Copy down every line where the string "html" shows up.

-- Begin INFORMATION PROVIDED --

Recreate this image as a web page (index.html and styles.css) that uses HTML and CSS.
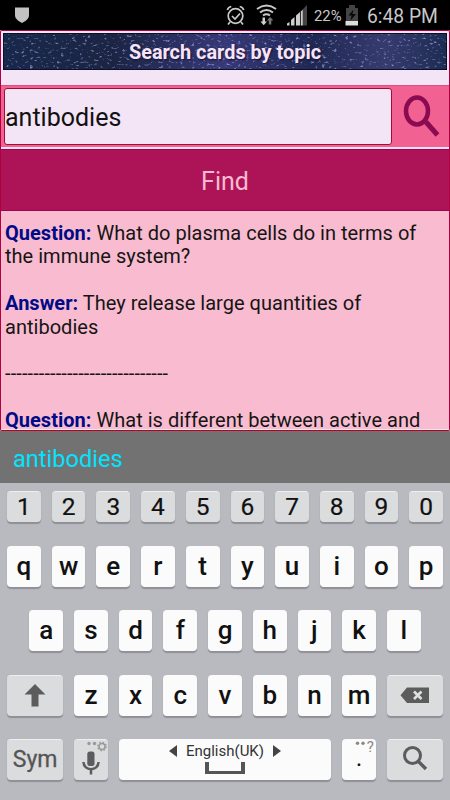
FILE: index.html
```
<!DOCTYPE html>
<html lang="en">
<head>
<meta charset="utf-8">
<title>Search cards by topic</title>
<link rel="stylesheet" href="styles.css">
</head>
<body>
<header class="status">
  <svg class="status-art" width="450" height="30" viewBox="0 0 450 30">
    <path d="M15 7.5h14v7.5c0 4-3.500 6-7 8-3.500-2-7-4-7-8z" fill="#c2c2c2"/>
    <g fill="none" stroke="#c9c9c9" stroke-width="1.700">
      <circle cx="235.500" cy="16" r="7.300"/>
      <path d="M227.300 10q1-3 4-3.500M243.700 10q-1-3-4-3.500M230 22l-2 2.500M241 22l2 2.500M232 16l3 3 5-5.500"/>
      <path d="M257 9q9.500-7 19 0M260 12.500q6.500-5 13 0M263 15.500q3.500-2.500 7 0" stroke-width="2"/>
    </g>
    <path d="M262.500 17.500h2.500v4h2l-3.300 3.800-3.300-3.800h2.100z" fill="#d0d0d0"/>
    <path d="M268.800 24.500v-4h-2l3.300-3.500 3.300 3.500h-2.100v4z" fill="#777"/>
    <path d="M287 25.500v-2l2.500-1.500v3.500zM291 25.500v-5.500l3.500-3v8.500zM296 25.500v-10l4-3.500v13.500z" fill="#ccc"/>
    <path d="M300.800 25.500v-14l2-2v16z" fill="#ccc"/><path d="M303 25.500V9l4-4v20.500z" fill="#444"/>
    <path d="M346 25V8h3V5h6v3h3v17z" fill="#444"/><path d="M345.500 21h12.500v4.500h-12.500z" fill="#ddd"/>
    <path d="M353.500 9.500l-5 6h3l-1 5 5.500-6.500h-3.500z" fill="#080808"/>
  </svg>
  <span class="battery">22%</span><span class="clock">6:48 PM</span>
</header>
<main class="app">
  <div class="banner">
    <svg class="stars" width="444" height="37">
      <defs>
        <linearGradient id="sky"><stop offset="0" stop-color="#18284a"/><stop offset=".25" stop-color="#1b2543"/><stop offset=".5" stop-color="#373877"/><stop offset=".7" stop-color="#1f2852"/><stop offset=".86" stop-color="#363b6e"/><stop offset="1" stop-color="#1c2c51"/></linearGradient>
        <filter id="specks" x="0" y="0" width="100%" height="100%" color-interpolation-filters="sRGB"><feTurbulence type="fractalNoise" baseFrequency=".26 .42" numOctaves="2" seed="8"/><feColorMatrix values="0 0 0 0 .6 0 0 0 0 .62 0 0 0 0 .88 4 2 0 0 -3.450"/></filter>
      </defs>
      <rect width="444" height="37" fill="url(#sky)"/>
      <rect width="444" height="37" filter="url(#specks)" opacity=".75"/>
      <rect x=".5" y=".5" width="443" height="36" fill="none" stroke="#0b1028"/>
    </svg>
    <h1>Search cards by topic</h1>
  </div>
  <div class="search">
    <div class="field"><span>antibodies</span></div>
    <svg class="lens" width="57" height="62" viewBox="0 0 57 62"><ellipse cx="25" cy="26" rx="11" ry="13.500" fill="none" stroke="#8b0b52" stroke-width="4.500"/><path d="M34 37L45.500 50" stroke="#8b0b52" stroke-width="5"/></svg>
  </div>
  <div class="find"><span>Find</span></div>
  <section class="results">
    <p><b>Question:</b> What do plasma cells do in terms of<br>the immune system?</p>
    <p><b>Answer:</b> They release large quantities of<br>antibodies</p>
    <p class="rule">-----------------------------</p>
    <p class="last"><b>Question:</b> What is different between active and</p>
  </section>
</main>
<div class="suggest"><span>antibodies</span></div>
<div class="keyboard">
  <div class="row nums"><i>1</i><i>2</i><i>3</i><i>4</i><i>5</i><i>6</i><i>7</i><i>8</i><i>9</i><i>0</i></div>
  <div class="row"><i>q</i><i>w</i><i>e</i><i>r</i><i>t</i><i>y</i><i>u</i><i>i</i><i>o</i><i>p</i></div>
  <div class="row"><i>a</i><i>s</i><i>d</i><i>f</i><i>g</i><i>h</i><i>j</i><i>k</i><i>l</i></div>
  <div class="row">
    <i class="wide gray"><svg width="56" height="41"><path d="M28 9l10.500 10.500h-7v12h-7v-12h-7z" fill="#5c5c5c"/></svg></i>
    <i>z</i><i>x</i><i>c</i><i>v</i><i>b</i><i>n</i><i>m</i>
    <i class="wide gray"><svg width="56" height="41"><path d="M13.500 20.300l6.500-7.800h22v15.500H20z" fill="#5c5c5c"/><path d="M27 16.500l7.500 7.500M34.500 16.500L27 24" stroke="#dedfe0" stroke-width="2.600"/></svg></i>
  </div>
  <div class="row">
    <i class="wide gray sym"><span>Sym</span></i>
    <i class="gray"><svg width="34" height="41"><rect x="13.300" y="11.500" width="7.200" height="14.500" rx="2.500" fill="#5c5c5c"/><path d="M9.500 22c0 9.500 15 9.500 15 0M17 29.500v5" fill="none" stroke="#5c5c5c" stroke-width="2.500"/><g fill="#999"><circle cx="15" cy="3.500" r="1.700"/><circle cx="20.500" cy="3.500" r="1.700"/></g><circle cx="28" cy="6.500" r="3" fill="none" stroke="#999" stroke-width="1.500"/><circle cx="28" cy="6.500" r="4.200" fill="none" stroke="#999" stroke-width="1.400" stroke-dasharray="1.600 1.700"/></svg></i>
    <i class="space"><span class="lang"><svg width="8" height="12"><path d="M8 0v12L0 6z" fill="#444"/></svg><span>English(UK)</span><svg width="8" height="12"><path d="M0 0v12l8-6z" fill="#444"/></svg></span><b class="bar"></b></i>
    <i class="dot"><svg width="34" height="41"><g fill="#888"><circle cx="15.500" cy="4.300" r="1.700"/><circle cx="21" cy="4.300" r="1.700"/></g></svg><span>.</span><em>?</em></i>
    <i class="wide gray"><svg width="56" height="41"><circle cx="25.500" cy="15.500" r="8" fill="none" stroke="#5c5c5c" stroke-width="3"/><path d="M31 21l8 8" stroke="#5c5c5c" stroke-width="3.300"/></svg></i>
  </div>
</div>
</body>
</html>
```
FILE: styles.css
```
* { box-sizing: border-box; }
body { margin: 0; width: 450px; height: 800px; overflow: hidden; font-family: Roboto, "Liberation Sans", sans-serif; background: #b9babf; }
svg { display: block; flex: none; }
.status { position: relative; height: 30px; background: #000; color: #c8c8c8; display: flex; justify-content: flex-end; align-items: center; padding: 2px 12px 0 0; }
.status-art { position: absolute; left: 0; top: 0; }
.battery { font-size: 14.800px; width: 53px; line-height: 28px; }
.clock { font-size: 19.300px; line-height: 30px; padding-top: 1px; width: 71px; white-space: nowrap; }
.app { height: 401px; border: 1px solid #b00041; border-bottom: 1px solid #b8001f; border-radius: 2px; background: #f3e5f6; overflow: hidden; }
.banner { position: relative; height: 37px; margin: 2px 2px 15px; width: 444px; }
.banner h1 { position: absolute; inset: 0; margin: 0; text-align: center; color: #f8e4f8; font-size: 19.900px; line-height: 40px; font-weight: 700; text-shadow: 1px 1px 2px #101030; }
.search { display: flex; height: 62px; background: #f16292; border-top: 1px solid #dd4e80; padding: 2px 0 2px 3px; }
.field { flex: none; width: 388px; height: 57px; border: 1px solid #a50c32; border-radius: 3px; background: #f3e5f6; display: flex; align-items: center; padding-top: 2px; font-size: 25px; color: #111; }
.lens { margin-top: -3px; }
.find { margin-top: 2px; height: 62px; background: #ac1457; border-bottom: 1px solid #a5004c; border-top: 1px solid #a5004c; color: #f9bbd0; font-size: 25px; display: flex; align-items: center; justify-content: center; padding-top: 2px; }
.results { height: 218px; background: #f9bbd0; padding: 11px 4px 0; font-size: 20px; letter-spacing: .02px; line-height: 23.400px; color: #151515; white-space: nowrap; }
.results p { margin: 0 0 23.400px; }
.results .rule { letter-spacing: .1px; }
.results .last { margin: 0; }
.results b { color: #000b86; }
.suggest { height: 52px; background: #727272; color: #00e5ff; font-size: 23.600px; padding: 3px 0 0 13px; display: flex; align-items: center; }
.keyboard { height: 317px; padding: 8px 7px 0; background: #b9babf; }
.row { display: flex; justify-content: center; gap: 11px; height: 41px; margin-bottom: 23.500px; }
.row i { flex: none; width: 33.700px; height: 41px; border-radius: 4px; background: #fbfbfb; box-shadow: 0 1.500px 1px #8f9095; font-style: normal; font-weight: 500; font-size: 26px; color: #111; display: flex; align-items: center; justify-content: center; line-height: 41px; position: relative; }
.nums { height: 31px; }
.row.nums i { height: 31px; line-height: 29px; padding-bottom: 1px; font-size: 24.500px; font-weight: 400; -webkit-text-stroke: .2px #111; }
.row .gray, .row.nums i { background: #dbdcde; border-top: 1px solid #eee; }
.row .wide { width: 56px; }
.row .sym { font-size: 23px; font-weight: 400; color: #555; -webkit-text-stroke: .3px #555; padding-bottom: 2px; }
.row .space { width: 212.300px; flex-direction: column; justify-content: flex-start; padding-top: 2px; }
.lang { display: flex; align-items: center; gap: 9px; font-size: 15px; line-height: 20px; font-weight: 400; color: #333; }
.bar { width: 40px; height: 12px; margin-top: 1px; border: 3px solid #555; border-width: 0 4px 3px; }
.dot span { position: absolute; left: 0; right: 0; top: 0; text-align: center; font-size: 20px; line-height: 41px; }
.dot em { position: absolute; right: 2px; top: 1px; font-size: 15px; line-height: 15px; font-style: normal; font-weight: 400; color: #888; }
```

-- End INFORMATION PROVIDED --

### FINISHED TASK
Recreate this image as a web page (index.html and styles.css) that uses HTML and CSS.
FILE: index.html
<!DOCTYPE html>
<html lang="en">
</html>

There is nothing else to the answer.